Researchers from the Massachusetts Institute of Technology’s (MIT) Lincoln Laboratory, working with NASA, demonstrated for the first time that a data communication technology exists that can provide space dwellers with the connectivity we all enjoy here on Earth, enabling large data transfers and even high-definition video streaming.
At the Conference on Lasers and Electro-Optics (CLEO), being held next month in California, US, the team will present new details and the first comprehensive overview of the on-orbit performance of their record-shattering laser-based communication uplink between the Moon and Earth, which beat the previous record transmission speed by a factor of 4,800.
Earlier reports have stated what the team accomplished, but have not provided the details of the implementation.
“This will be the first time that we present both the implementation overview and how well it actually worked,” said Mark Stevens of MIT Lincoln Laboratory.
“The on-orbit performance was excellent and close to what we’d predicted, giving us confidence that we have a good understanding of the underlying physics,” Stevens said.

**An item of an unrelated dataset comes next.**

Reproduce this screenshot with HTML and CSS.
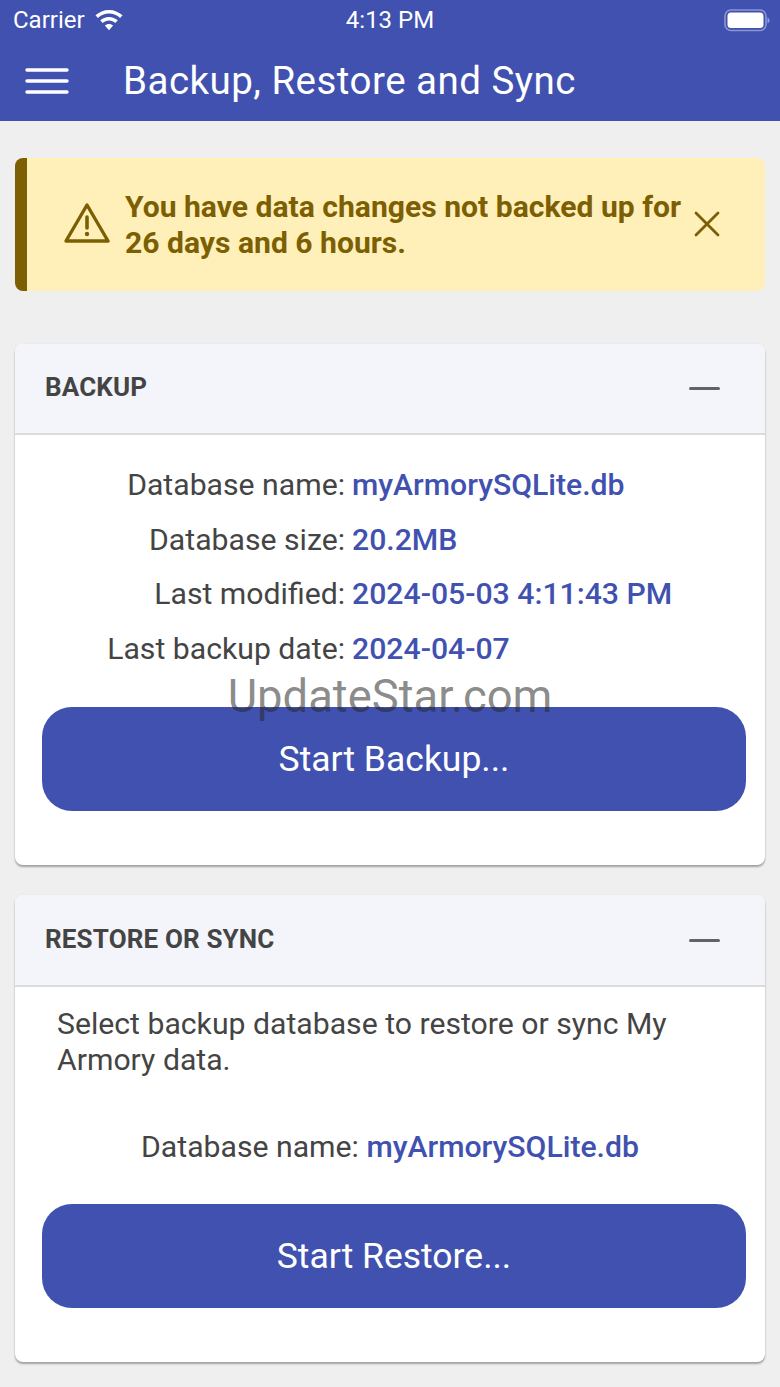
FILE: index.html
```html
<!DOCTYPE html>
<html lang="en">
<head>
<meta charset="utf-8">
<title>Backup, Restore and Sync</title>
<link rel="stylesheet" href="styles.css">
</head>
<body>
<header class="topbar">
  <div class="status">
    <div class="status-left">
      <span>Carrier</span>
      <svg class="wifi" width="28" height="22" viewBox="2.500 1.500 23 18"><path d="M14 2.200c4.300 0 8.200 1.700 11.100 4.400l-2 2.200C20.700 6.600 17.500 5.200 14 5.200S7.300 6.600 4.900 8.800l-2-2.200C5.800 3.900 9.700 2.200 14 2.200z M14 8c2.800 0 5.300 1 7.200 2.800l-2 2.200C17.800 11.800 16 11 14 11s-3.800.8-5.200 2l-2-2.200C8.700 9 11.200 8 14 8z M14 13.800c1.300 0 2.500.5 3.400 1.300L14 18.900l-3.400-3.800c.9-.8 2.100-1.300 3.400-1.300z" fill="#fff"/></svg>
    </div>
    <span class="clock">4:13 PM</span>
    <svg class="battery" width="47" height="23" viewBox="0 0 47 23"><rect x="1" y="1" width="41" height="20.500" rx="6" fill="none" stroke="#fff" stroke-opacity=".4" stroke-width="1.600"/><rect x="3.500" y="3.500" width="36" height="15.500" rx="3.500" fill="#fff"/><path d="M43.500 8.500v6c1.200-.5 2-1.600 2-3s-.8-2.500-2-3z" fill="#fff" fill-opacity=".45"/></svg>
  </div>
  <div class="nav">
    <svg class="menu" width="44" height="26" viewBox="0 0 44 26"><path d="M2 2h40M2 13h40M2 24h40" stroke="#fff" stroke-width="3.400" stroke-linecap="round"/></svg>
    <h1>Backup, Restore and Sync</h1>
  </div>
</header>
<main class="content">
  <section class="alert">
    <svg class="warn" width="46" height="42" viewBox="0 0 46 42"><path d="M23 3 L44 39 H2 Z" fill="none" stroke="#7d5f03" stroke-width="3.400" stroke-linejoin="round"/><path d="M23 15v11" stroke="#7d5f03" stroke-width="3.600" stroke-linecap="round"/><circle cx="23" cy="32" r="2.200" fill="#7d5f03"/></svg>
    <p>You have data changes not backed up for 26 days and 6 hours.</p>
    <svg class="close" width="26" height="26" viewBox="0 0 26 26"><path d="M2 2l22 22M24 2L2 24" stroke="#7d5f03" stroke-width="2.800" stroke-linecap="round"/></svg>
  </section>
  <section class="card backup">
    <div class="card-head"><h2>BACKUP</h2><span class="dash"></span></div>
    <div class="card-body">
      <dl class="rows">
        <dt>Database name:</dt><dd>myArmorySQLite.db</dd>
        <dt>Database size:</dt><dd>20.2MB</dd>
        <dt>Last modified:</dt><dd>2024-05-03 4:11:43 PM</dd>
        <dt>Last backup date:</dt><dd>2024-04-07</dd>
      </dl>
      <button class="action">Start Backup...</button>
    </div>
  </section>
  <section class="card restore">
    <div class="card-head"><h2>RESTORE OR SYNC</h2><span class="dash"></span></div>
    <div class="card-body">
      <p class="intro">Select backup database to restore or sync My Armory data.</p>
      <p class="single"><span>Database name:</span> <b>myArmorySQLite.db</b></p>
      <button class="action">Start Restore...</button>
    </div>
  </section>
</main>
<div class="watermark">UpdateStar.com</div>
</body>
</html>
```
FILE: styles.css
```css
* { box-sizing: border-box; }
html, body { margin: 0; height: 100%; }
body {
  width: 780px;
  min-height: 1387px;
  background: #efefef;
  font-family: Roboto, sans-serif;
  color: #444;
  position: relative;
  overflow: hidden;
}
.topbar { background: #4051b0; height: 121px; color: #fff; }
.status {
  height: 40px;
  display: flex;
  align-items: center;
  justify-content: space-between;
  padding: 0 9px 0 13px;
  font-size: 24px;
  position: relative;
}
.status-left { display: flex; align-items: center; gap: 10px; }
.clock { position: absolute; left: 0; right: 0; text-align: center; }
.battery { position: relative; }
.nav { display: flex; align-items: center; height: 81px; padding-left: 25px; }
.menu { margin-right: 54px; width: 44px; }
.nav h1 { margin: 0; font-size: 38.500px; font-weight: 400; letter-spacing: .48px; }
.content { padding: 37px 15px 0; }
.alert {
  height: 133px;
  background: #ffefb8;
  border-left: 12px solid #7d5f03;
  border-radius: 8px;
  display: flex;
  align-items: center;
  padding: 0 44px 0 37px;
  color: #7d5f03;
}
.warn { flex: none; margin: 0 15px 4px 0; }
.alert p { margin: 0; font-size: 30.100px; font-weight: 700; line-height: 36px; flex: 1; }
.close { flex: none; margin: 0 1px 2px 0; }
.card {
  background: #fff;
  border-radius: 8px;
  box-shadow: 0 2px 2px rgba(0,0,0,.32), 0 0 2px rgba(0,0,0,.06);
}
.backup { margin-top: 53px; height: 521px; }
.restore { margin-top: 30px; height: 467px; }
.card-head {
  height: 91px;
  background: #f3f5fa;
  border-bottom: 2px solid #dcdcdc;
  border-radius: 8px 8px 0 0;
  display: flex;
  align-items: center;
  justify-content: space-between;
  padding: 0 45px 0 30px;
}
.restore .card-head { height: 92px; }
.card-head h2 { margin: 0 0 4px; font-size: 26px; font-weight: 700; color: #444; letter-spacing: .15px; }
.restore h2 { margin-bottom: 2px; }
.dash { width: 31px; height: 3px; border-radius: 2px; background: #5f6368; }
.card-body { padding: 0 19px 0 27px; font-size: 30.200px; }
.rows {
  margin: 0;
  padding-top: 23px;
  display: grid;
  grid-template-columns: 303px 1fr;
  column-gap: 7px;
  row-gap: 0;
  line-height: 54.500px;
}
.rows dt { text-align: right; }
.rows dd { margin: 0; color: #4051b0; font-weight: 500; }
.action {
  display: block;
  width: 100%;
  height: 104px;
  border: 0;
  border-radius: 30px;
  background: #4051b0;
  color: #fff;
  font: 400 35.500px Roboto, sans-serif;
}
.backup .action { margin-top: 31px; }
.intro { margin: 19px 0 0 15px; line-height: 36px; color: #444; }
.single { margin: 51px 8px 0 0; text-align: center; line-height: 36px; }
.single b { color: #4051b0; font-weight: 500; }
.restore .action { margin-top: 39px; }
.watermark {
  position: absolute;
  left: 0;
  right: 0;
  top: 672px;
  text-align: center;
  font-size: 45.400px;
  line-height: 50px;
  color: rgba(40,40,40,.55);
  pointer-events: none;
}
```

The team made history last year when their Lunar Laser Communication Demonstration (LLCD) transmitted data over the 384,633 kilometres between the Moon and Earth at a download rate of 622 megabits per second, faster than any radio frequency (RF) system.
They also transmitted data from the Earth to the Moon at 19.44 megabits per second, a factor of 4,800 times faster than the best RF uplink ever used.
“Communicating at high data rates from Earth to the Moon with laser beams is challenging because of the 400,000 kilometre distance spreading out the light beam,” Stevens said.
“It’s doubly difficult going through the atmosphere, because turbulence can bend light-causing rapid fading or dropouts of the signal at the receiver,” said Stevens.
To outmanoeuvre problems with fading of the signal over such a distance, the demonstration uses several techniques to achieve error-free performance over a wide range of optically challenging atmospheric conditions in both darkness and bright sunlight.
A ground terminal at White Sands, New Mexico, uses four separate telescopes to send the uplink signal to the Moon.
Each telescope is about 6 inches in diameter and fed by a laser transmitter that sends information coded as pulses of invisible infrared light.